= Supplied material =
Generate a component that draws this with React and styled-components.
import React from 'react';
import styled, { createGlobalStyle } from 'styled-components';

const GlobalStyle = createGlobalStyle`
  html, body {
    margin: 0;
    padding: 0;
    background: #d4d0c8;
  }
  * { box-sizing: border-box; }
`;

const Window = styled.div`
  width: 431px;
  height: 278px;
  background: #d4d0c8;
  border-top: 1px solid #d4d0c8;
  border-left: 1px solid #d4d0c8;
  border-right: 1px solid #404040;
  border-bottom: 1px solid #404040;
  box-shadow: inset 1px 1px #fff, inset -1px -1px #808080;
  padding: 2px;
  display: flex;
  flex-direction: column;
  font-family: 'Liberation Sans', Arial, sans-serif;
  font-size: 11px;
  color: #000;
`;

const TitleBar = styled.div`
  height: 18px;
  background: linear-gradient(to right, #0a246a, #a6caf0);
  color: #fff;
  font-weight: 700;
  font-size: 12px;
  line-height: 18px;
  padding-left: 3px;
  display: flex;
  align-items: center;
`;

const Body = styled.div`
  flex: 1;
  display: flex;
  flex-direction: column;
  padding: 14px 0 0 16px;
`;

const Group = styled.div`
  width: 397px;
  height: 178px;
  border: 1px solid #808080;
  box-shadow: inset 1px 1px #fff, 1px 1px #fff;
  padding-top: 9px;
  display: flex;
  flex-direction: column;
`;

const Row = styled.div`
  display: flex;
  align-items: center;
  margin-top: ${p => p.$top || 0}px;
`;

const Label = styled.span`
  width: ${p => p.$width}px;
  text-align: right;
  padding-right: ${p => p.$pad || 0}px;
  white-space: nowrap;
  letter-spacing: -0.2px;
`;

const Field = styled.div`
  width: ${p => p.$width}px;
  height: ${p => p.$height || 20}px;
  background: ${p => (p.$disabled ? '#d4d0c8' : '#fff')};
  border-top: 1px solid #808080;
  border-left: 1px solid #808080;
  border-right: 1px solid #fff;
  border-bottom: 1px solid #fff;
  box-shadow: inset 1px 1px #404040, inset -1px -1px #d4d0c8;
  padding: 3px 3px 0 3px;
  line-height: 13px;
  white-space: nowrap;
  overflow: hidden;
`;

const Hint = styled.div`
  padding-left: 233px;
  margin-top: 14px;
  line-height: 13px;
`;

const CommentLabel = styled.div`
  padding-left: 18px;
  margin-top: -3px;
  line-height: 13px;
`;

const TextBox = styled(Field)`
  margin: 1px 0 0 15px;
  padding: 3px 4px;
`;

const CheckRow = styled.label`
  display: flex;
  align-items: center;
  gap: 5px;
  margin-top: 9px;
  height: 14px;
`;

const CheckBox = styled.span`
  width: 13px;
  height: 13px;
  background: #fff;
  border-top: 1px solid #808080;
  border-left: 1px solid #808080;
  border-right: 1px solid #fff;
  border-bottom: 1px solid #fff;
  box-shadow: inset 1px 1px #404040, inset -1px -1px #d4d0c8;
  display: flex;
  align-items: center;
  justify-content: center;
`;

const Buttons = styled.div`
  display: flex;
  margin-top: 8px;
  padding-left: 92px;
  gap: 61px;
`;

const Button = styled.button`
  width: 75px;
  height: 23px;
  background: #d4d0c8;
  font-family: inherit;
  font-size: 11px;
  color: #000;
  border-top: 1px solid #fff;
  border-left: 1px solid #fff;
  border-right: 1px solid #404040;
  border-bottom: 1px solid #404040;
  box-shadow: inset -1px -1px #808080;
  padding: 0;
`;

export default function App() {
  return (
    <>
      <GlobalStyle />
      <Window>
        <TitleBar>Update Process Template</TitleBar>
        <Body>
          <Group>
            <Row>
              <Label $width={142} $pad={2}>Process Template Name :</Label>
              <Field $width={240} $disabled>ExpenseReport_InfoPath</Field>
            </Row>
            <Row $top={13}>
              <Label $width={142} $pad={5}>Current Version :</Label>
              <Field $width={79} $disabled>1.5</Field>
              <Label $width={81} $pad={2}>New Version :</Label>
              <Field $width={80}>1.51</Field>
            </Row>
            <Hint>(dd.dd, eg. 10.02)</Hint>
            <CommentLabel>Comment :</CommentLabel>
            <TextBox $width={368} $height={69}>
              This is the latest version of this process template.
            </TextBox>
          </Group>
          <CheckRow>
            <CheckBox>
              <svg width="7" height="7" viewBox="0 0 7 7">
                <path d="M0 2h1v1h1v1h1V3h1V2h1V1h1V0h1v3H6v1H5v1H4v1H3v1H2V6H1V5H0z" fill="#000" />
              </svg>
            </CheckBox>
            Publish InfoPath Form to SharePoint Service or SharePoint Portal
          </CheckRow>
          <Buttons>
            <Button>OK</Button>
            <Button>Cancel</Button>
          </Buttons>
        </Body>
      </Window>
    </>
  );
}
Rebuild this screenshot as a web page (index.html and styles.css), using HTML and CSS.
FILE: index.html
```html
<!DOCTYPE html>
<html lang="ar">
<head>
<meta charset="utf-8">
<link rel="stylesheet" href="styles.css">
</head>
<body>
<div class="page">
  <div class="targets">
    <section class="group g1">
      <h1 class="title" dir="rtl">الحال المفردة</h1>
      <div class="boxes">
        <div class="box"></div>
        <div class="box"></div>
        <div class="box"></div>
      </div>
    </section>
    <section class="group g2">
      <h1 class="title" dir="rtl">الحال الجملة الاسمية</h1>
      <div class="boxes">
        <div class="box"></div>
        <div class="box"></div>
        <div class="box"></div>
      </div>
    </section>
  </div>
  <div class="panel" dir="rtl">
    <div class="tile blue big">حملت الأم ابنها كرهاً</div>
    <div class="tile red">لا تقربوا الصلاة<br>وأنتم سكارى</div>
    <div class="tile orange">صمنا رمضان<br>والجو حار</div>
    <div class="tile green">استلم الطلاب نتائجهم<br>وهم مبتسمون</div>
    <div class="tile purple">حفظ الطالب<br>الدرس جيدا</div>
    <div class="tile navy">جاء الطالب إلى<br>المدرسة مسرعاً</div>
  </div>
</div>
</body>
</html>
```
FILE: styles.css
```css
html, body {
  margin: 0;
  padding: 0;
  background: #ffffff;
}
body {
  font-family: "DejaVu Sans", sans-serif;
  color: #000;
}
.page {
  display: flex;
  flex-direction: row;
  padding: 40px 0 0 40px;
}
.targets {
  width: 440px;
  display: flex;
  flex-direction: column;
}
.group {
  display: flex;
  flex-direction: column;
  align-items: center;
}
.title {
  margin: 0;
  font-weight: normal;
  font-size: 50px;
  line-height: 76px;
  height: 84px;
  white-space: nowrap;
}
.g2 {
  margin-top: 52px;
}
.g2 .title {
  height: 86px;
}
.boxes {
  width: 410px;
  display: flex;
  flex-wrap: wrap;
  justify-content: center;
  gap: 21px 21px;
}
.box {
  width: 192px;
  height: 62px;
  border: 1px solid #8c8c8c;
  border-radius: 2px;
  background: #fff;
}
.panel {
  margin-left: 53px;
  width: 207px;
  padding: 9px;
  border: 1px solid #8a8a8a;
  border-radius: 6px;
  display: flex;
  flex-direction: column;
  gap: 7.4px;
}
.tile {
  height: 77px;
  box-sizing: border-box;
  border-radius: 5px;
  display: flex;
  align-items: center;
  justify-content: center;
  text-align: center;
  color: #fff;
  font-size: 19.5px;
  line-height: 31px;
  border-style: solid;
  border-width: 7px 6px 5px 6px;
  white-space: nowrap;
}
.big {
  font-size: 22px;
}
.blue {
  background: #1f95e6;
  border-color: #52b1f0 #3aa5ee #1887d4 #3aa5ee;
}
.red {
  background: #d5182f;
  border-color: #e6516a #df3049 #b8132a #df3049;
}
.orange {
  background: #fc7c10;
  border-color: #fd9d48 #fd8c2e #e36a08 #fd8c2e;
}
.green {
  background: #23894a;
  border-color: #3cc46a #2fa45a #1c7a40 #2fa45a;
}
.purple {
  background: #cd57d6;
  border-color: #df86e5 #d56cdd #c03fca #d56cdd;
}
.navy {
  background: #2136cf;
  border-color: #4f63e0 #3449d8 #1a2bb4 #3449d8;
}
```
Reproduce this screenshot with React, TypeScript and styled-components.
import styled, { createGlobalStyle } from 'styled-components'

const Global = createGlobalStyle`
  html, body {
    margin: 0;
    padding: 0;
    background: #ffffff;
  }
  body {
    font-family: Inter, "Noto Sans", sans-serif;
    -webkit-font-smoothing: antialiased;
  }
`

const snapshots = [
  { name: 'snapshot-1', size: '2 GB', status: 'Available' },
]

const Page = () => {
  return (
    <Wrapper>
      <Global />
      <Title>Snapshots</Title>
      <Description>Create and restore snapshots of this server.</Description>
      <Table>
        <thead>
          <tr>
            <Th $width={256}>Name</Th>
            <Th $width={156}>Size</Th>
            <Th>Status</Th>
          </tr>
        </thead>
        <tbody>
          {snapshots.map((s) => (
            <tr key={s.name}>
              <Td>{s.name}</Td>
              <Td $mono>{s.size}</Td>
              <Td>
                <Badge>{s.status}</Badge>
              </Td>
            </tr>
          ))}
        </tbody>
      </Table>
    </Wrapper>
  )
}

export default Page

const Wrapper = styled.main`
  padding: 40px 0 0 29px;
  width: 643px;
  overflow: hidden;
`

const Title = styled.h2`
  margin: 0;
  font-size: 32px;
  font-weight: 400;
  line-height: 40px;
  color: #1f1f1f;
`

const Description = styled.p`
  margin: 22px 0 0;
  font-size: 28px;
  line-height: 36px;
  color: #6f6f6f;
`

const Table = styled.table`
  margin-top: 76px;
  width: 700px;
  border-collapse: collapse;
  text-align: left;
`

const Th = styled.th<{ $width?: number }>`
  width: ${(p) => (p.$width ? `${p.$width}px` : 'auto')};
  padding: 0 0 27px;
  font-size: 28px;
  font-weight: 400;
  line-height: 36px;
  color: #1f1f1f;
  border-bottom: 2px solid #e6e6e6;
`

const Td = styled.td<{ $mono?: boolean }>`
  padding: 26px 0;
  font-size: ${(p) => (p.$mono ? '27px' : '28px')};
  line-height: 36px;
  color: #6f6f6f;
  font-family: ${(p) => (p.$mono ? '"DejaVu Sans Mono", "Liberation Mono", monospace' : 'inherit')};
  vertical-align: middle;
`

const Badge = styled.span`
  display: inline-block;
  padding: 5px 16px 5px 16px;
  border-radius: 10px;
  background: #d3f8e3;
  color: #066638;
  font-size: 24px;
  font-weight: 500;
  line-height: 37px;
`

---

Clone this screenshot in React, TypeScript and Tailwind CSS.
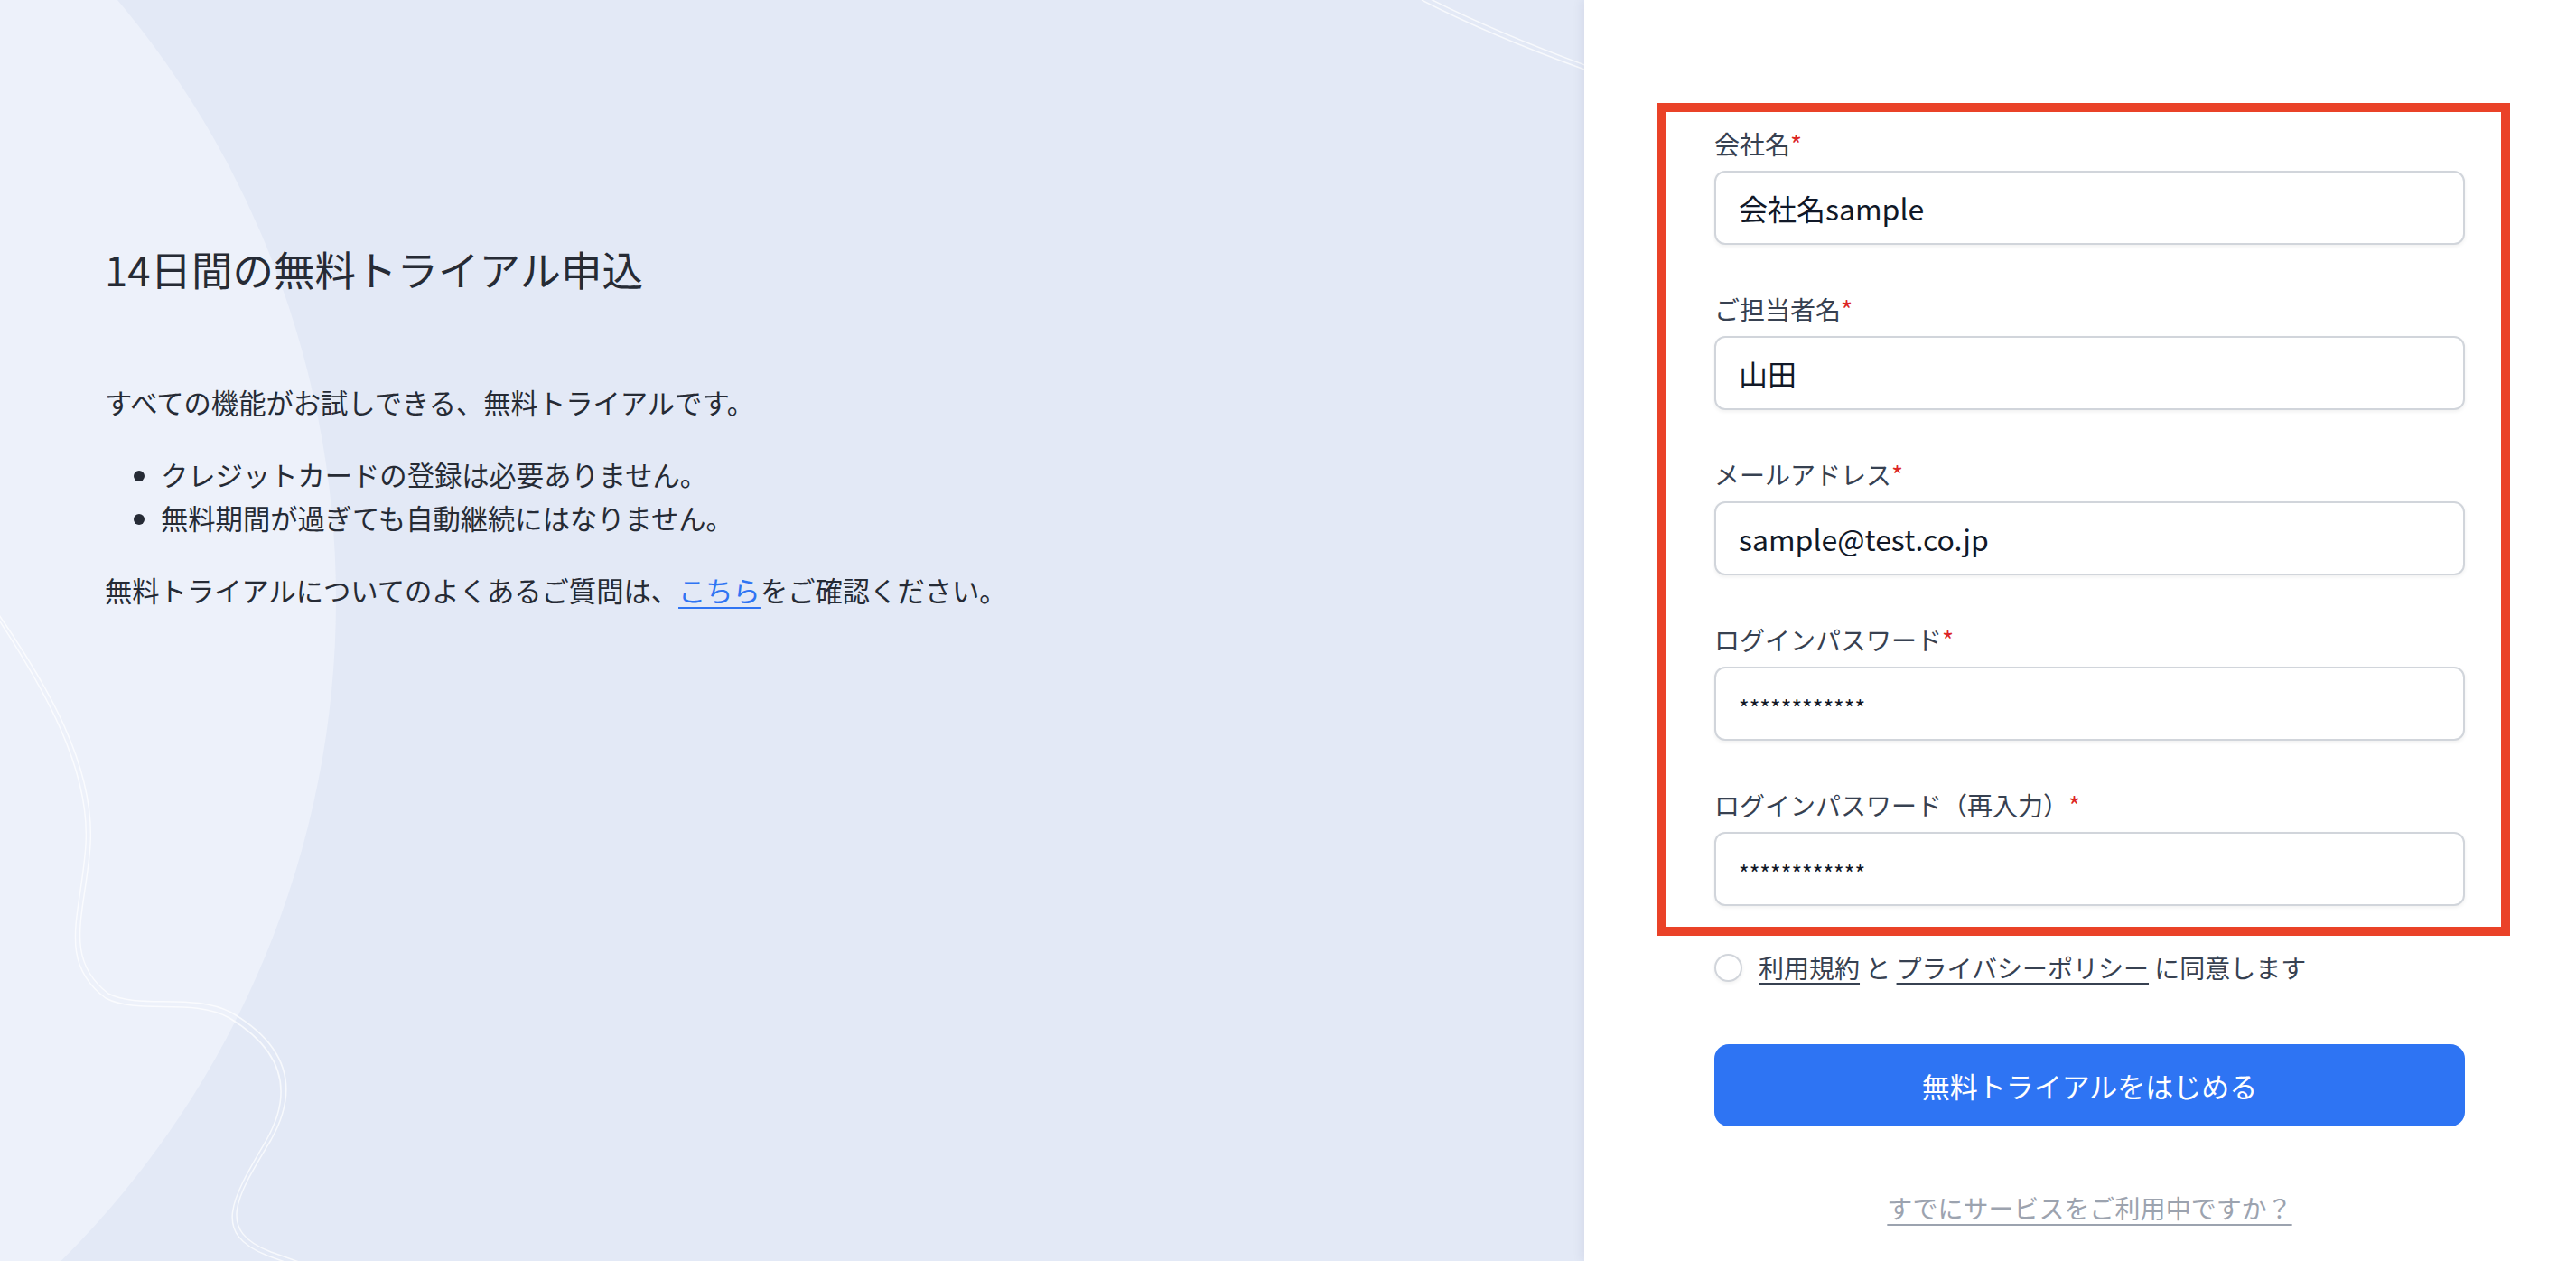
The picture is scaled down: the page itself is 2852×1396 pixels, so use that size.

= Exercise description =
Every line from the one containing "Clone this screenshot" through the one containing "The picture is" should be quoted exactly, and no other lines; keep pictures out of the copy.

= Answer below =
Clone this screenshot in React, TypeScript and Tailwind CSS.
The picture is scaled down: the page itself is 2852×1396 pixels, so use that size.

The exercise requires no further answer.